[Set task]: Omit the pictures, then write out every entry exactly as it reads.

----

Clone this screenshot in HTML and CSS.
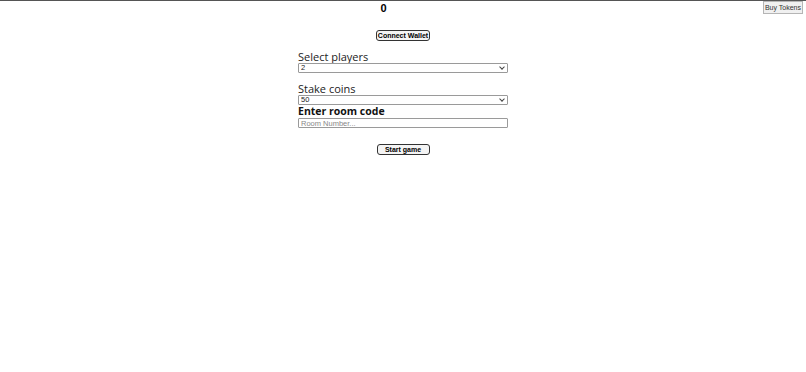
FILE: index.html
```html
<!DOCTYPE html>
<html>
<head>
<meta charset="utf-8">
<link rel="stylesheet" href="styles.css">
</head>
<body>
<div class="top">
  <div class="balance">0</div>
  <button class="buy">Buy Tokens</button>
</div>
<div class="center">
  <button class="pill">Connect Wallet</button>
</div>
<div class="form">
  <div class="label">Select players</div>
  <div class="select-wrap">
    <select class="field">
      <option>2</option>
    </select>
  </div>
  <div class="label label-gap">Stake coins</div>
  <div class="select-wrap">
    <select class="field">
      <option>50</option>
    </select>
  </div>
  <div class="label bold">Enter room code</div>
  <input class="field input" placeholder="Room Number...">
</div>
<div class="center start">
  <button class="pill">Start game</button>
</div>
</body>
</html>
```
FILE: styles.css
```css
html, body {
  margin: 0;
  background: #fff;
}
body {
  border-top: 1px solid #555;
  font-family: "Liberation Sans", Arial, sans-serif;
}
.top {
  display: flex;
  align-items: flex-start;
}
.balance {
  flex: 1;
  text-align: center;
  font-weight: bold;
  font-size: 11px;
  line-height: 13px;
  padding-top: 1px;
  padding-left: 4px;
}
.buy {
  font-family: "Liberation Sans", Arial, sans-serif;
  font-size: 7px;
  font-weight: normal;
  height: 13px;
  margin: 0 3px 0 0;
  padding: 0 1px;
  border: 1px solid #b5b5b5;
  background: #f0f0f0;
  color: #333;
}
.center {
  display: flex;
  justify-content: center;
  margin-top: 15px;
}
.pill {
  font-family: "Liberation Sans", Arial, sans-serif;
  font-weight: bold;
  font-size: 7px;
  height: 11px;
  padding: 0 1px;
  border: 1px solid #333;
  border-radius: 3px;
  background: #f4f4f4;
  color: #000;
  line-height: 9px;
}
.start .pill {
  width: 53px;
}
.form {
  width: 210px;
  margin: 9px auto 0;
  display: flex;
  flex-direction: column;
}
.label {
  font-family: "Open Sans", sans-serif;
  font-size: 11px;
  line-height: 13px;
  color: #222;
}
.label-gap {
  margin-top: 9px;
}
.bold {
  font-weight: bold;
  font-size: 10.5px;
  line-height: 13px;
  color: #111;
}
.select-wrap {
  position: relative;
  height: 10px;
}
.select-wrap::after {
  content: "";
  position: absolute;
  right: 4px;
  top: 2px;
  width: 3px;
  height: 3px;
  border-right: 1px solid #444;
  border-bottom: 1px solid #444;
  transform: rotate(45deg);
  pointer-events: none;
}
.field {
  display: block;
  box-sizing: border-box;
  width: 210px;
  height: 10px;
  font-family: "Liberation Sans", Arial, sans-serif;
  font-size: 7.5px;
  line-height: 8px;
  padding: 0 2px;
  margin: 0;
  border: 1px solid #9a9a9a;
  border-radius: 1px;
  background: #fff;
  color: #222;
  -webkit-appearance: none;
  appearance: none;
}
.input {
  height: 10px;
}
.input::placeholder {
  color: #888;
}
.start {
  margin-top: 16px;
}
```
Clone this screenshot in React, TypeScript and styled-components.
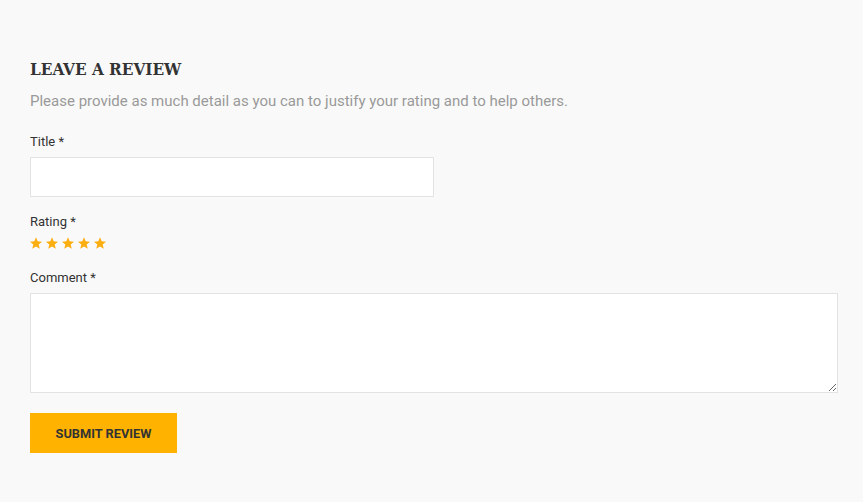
import React from "react";
import styled, { createGlobalStyle } from "styled-components";

const Global = createGlobalStyle`
  html, body { margin: 0; padding: 0; background: #f9f9f9; }
  body { font-family: Roboto, "Noto Sans", sans-serif; color: #333; }
  * { box-sizing: border-box; }
`;

const Page = styled.div`
  padding: 58px 25px 40px 30px;
  display: flex;
  flex-direction: column;
`;

const Heading = styled.h2`
  margin: 0;
  font-family: "DejaVu Serif Condensed", "DejaVu Serif", "Liberation Serif", serif;
  font-weight: 700;
  font-size: 17px;
  line-height: 22px;
  color: #333;
`;

const Intro = styled.p`
  margin: 10px 0 0;
  font-size: 15px;
  line-height: 22px;
  color: #999;
`;

const Field = styled.div<{ $top: number }>`
  display: flex;
  flex-direction: column;
  margin-top: ${(p) => p.$top}px;
`;

const Label = styled.label`
  font-size: 13px;
  line-height: 18px;
  color: #333;
`;

const Input = styled.input`
  margin-top: 6px;
  width: 404px;
  height: 40px;
  border: 1px solid #e3e3e3;
  background: #fff;
  outline: none;
`;

const TextArea = styled.textarea`
  margin-top: 6px;
  width: 808px;
  height: 100px;
  border: 1px solid #e3e3e3;
  background: #fff;
  outline: none;
  display: block;
`;

const Stars = styled.div`
  display: flex;
  gap: 4px;
  margin-top: 6px;
`;

const Button = styled.button`
  margin-top: 20px;
  align-self: flex-start;
  width: 147px;
  height: 40px;
  background: #ffb300;
  border: none;
  font-family: Roboto, sans-serif;
  font-weight: 700;
  font-size: 12.8px;
  color: #333;
  text-transform: uppercase;
`;

const Star = () => (
  <svg width="12" height="12" viewBox="1 1 22 21">
    <polygon
      fill="#fbae12"
      points="12,1 15.1,8.3 23,9 17,14.3 18.8,22 12,18 5.2,22 7,14.3 1,9 8.9,8.3"
    />
  </svg>
);

export default function App() {
  return (
    <>
      <Global />
      <Page>
        <Heading>LEAVE A REVIEW</Heading>
        <Intro>Please provide as much detail as you can to justify your rating and to help others.</Intro>
        <Field $top={21}>
          <Label>Title *</Label>
          <Input type="text" />
        </Field>
        <Field $top={16}>
          <Label>Rating *</Label>
          <Stars>
            {[0, 1, 2, 3, 4].map((i) => (
              <Star key={i} />
            ))}
          </Stars>
        </Field>
        <Field $top={20}>
          <Label>Comment *</Label>
          <TextArea />
        </Field>
        <Button>Submit Review</Button>
      </Page>
    </>
  );
}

----

[Complete answer]:
Clone this screenshot in HTML and CSS.
FILE: index.html
```html
<!DOCTYPE html>
<html>
<head>
<meta charset="utf-8">
<link rel="stylesheet" href="styles.css">
</head>
<body>
<div class="top">
  <div class="balance">0</div>
  <button class="buy">Buy Tokens</button>
</div>
<div class="center">
  <button class="pill">Connect Wallet</button>
</div>
<div class="form">
  <div class="label">Select players</div>
  <div class="select-wrap">
    <select class="field">
      <option>2</option>
    </select>
  </div>
  <div class="label label-gap">Stake coins</div>
  <div class="select-wrap">
    <select class="field">
      <option>50</option>
    </select>
  </div>
  <div class="label bold">Enter room code</div>
  <input class="field input" placeholder="Room Number...">
</div>
<div class="center start">
  <button class="pill">Start game</button>
</div>
</body>
</html>
```
FILE: styles.css
```css
html, body {
  margin: 0;
  background: #fff;
}
body {
  border-top: 1px solid #555;
  font-family: "Liberation Sans", Arial, sans-serif;
}
.top {
  display: flex;
  align-items: flex-start;
}
.balance {
  flex: 1;
  text-align: center;
  font-weight: bold;
  font-size: 11px;
  line-height: 13px;
  padding-top: 1px;
  padding-left: 4px;
}
.buy {
  font-family: "Liberation Sans", Arial, sans-serif;
  font-size: 7px;
  font-weight: normal;
  height: 13px;
  margin: 0 3px 0 0;
  padding: 0 1px;
  border: 1px solid #b5b5b5;
  background: #f0f0f0;
  color: #333;
}
.center {
  display: flex;
  justify-content: center;
  margin-top: 15px;
}
.pill {
  font-family: "Liberation Sans", Arial, sans-serif;
  font-weight: bold;
  font-size: 7px;
  height: 11px;
  padding: 0 1px;
  border: 1px solid #333;
  border-radius: 3px;
  background: #f4f4f4;
  color: #000;
  line-height: 9px;
}
.start .pill {
  width: 53px;
}
.form {
  width: 210px;
  margin: 9px auto 0;
  display: flex;
  flex-direction: column;
}
.label {
  font-family: "Open Sans", sans-serif;
  font-size: 11px;
  line-height: 13px;
  color: #222;
}
.label-gap {
  margin-top: 9px;
}
.bold {
  font-weight: bold;
  font-size: 10.5px;
  line-height: 13px;
  color: #111;
}
.select-wrap {
  position: relative;
  height: 10px;
}
.select-wrap::after {
  content: "";
  position: absolute;
  right: 4px;
  top: 2px;
  width: 3px;
  height: 3px;
  border-right: 1px solid #444;
  border-bottom: 1px solid #444;
  transform: rotate(45deg);
  pointer-events: none;
}
.field {
  display: block;
  box-sizing: border-box;
  width: 210px;
  height: 10px;
  font-family: "Liberation Sans", Arial, sans-serif;
  font-size: 7.5px;
  line-height: 8px;
  padding: 0 2px;
  margin: 0;
  border: 1px solid #9a9a9a;
  border-radius: 1px;
  background: #fff;
  color: #222;
  -webkit-appearance: none;
  appearance: none;
}
.input {
  height: 10px;
}
.input::placeholder {
  color: #888;
}
.start {
  margin-top: 16px;
}
```
Clone this screenshot in React, TypeScript and styled-components.
import React from "react";
import styled, { createGlobalStyle } from "styled-components";

const Global = createGlobalStyle`
  html, body { margin: 0; padding: 0; background: #f9f9f9; }
  body { font-family: Roboto, "Noto Sans", sans-serif; color: #333; }
  * { box-sizing: border-box; }
`;

const Page = styled.div`
  padding: 58px 25px 40px 30px;
  display: flex;
  flex-direction: column;
`;

const Heading = styled.h2`
  margin: 0;
  font-family: "DejaVu Serif Condensed", "DejaVu Serif", "Liberation Serif", serif;
  font-weight: 700;
  font-size: 17px;
  line-height: 22px;
  color: #333;
`;

const Intro = styled.p`
  margin: 10px 0 0;
  font-size: 15px;
  line-height: 22px;
  color: #999;
`;

const Field = styled.div<{ $top: number }>`
  display: flex;
  flex-direction: column;
  margin-top: ${(p) => p.$top}px;
`;

const Label = styled.label`
  font-size: 13px;
  line-height: 18px;
  color: #333;
`;

const Input = styled.input`
  margin-top: 6px;
  width: 404px;
  height: 40px;
  border: 1px solid #e3e3e3;
  background: #fff;
  outline: none;
`;

const TextArea = styled.textarea`
  margin-top: 6px;
  width: 808px;
  height: 100px;
  border: 1px solid #e3e3e3;
  background: #fff;
  outline: none;
  display: block;
`;

const Stars = styled.div`
  display: flex;
  gap: 4px;
  margin-top: 6px;
`;

const Button = styled.button`
  margin-top: 20px;
  align-self: flex-start;
  width: 147px;
  height: 40px;
  background: #ffb300;
  border: none;
  font-family: Roboto, sans-serif;
  font-weight: 700;
  font-size: 12.8px;
  color: #333;
  text-transform: uppercase;
`;

const Star = () => (
  <svg width="12" height="12" viewBox="1 1 22 21">
    <polygon
      fill="#fbae12"
      points="12,1 15.1,8.3 23,9 17,14.3 18.8,22 12,18 5.2,22 7,14.3 1,9 8.9,8.3"
    />
  </svg>
);

export default function App() {
  return (
    <>
      <Global />
      <Page>
        <Heading>LEAVE A REVIEW</Heading>
        <Intro>Please provide as much detail as you can to justify your rating and to help others.</Intro>
        <Field $top={21}>
          <Label>Title *</Label>
          <Input type="text" />
        </Field>
        <Field $top={16}>
          <Label>Rating *</Label>
          <Stars>
            {[0, 1, 2, 3, 4].map((i) => (
              <Star key={i} />
            ))}
          </Stars>
        </Field>
        <Field $top={20}>
          <Label>Comment *</Label>
          <TextArea />
        </Field>
        <Button>Submit Review</Button>
      </Page>
    </>
  );
}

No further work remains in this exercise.